É sempre bom mudar de ares e se abrir pro novo. Mas às vezes o caminho de volta do poço é tão sombrio que preferimos nos blindar a viver novamente naquele limbo chamado “paixão avassaladora não correspondida”. Eu me blindei tanto ao longo dos últimos sete anos que cheguei a me esquecer que paixões avassaladoras rompem quaisquer barreiras. Elas nos tiram do eixo sem esforço. Como já não me lembrava desta sensação – mezzo gozo absoluto, mezzo desespero – não percebi quando ela furou meu bloqueio com uma frase simples e repleta de cuidado.
Na noite que tudo começou, saímos pra jantar como já havíamos feito inúmeras vezes. Bebemos, de bar em bar, muitos copos, como dizem os portugueses. Cansados de vagar pelas ruas, fomos pra minha casa na companhia de duas garrafas de vinho bom e barato. Na noite em que eu, pela primeira vez, percebi você com outros olhos, começamos no sofá. Mas não…não éramos nós dois, muito tesão e pouca roupa. Éramos nós dois, muitas confissões e camadas de casacos. Ao lembrar daquela noite, sou capaz de reproduzir cada frase falada por nós – talvez trocasse uma ou duas palavras, nada além disso. Paixão avassaladora é uma coisa difícil de controlar e nem sempre temos Rescue ou Passiflora à mão. Acho inclusive que o efeito placebo dos florais pode ser comprovado nessas horas.
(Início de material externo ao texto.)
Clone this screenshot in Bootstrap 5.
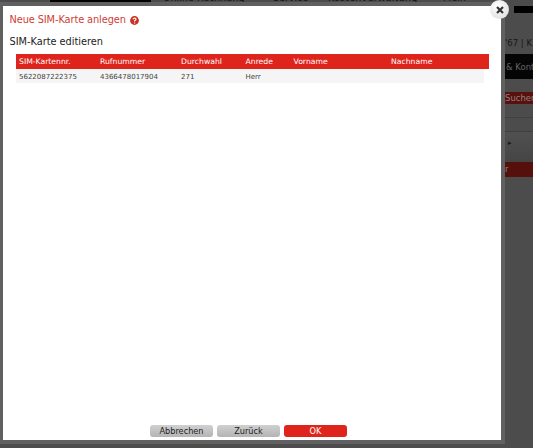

É uma pena que sua memória não tenha registrado tantos detalhes quanto a minha. Talvez você até tenha registrado mas os guardou naquela parte do cérebro mais difícil de ser acessada por, quem sabe, lealdade a alguém. Às vezes a realidade parece um melodrama de quinta categoria. E eu tenho a certeza que o roteirista da minha vida é o mesmo do Didi Mocó.
Menos de 24 horas depois daquele instante, estávamos frente a frente jantando novamente mas você já era outra pessoa. Quando fomos nos despedir, depois de uma noite desastrosa em que confirmei que é melhor criar um rinoceronte em um quarto e sala no Catete do que expectativa, fui tomada pela ansiedade porque novamente estava distante do Rescue. Desejei que tivesse segurado minha mão, entrelaçado nossos dedos de maneira bem firme, e dito: “Vamos pra sua casa ou pra minha?”. Mas não. Você disse naquele tom de voz que eu reconheço “tchau” e eu, “valeu”.
Lembro que nosso adeus foi um daqueles momentos que dura apenas cinco segundos cronometrados mas retém muitas camadas de sentimentos. Fui capaz de sentir um frio percorrendo minha espinha, vértebra por vértebra. A minha mão, num automatismo instintivo e descontrolado, se encaixou na sua e eu disse com ternura: “Não vamos deixar de ser amigos”.
A música já estava no fim e eu revivendo cada detalhe de uma história que sequer teve status de história. Se eu soubesse, tinha feito antes. Tanto amor guardado tanto tempo. Dar o devido valor às paixões é importante numa época de amores líquidos. Paixões avassaladores que duram uma única noite, um ano, ou aquelas que acontecem unilateralmente, ou seja, que nem chegam às vias de fato e habitam apenas o universo de Platão podem ser tão impactantes quanto uma história construída ao longo de anos com alguém. Nessas horas lembro das sábias palavras de Fabrício Carpinejar, “relações curtas nem por isso são pequenas”.
Depois que acabou de tocar a “nossa” música, veio Arnaldo com aquela letra cartesiana: “com tanto sentimento deve ter algum que sirva”. Não serviu. Que pena. Mas voltar a sentir já é tanto que fico feliz por ser você a ocupar aquele lugar na minha memória.
Ah, eu prometo a você não ficar mais distante do Rescue.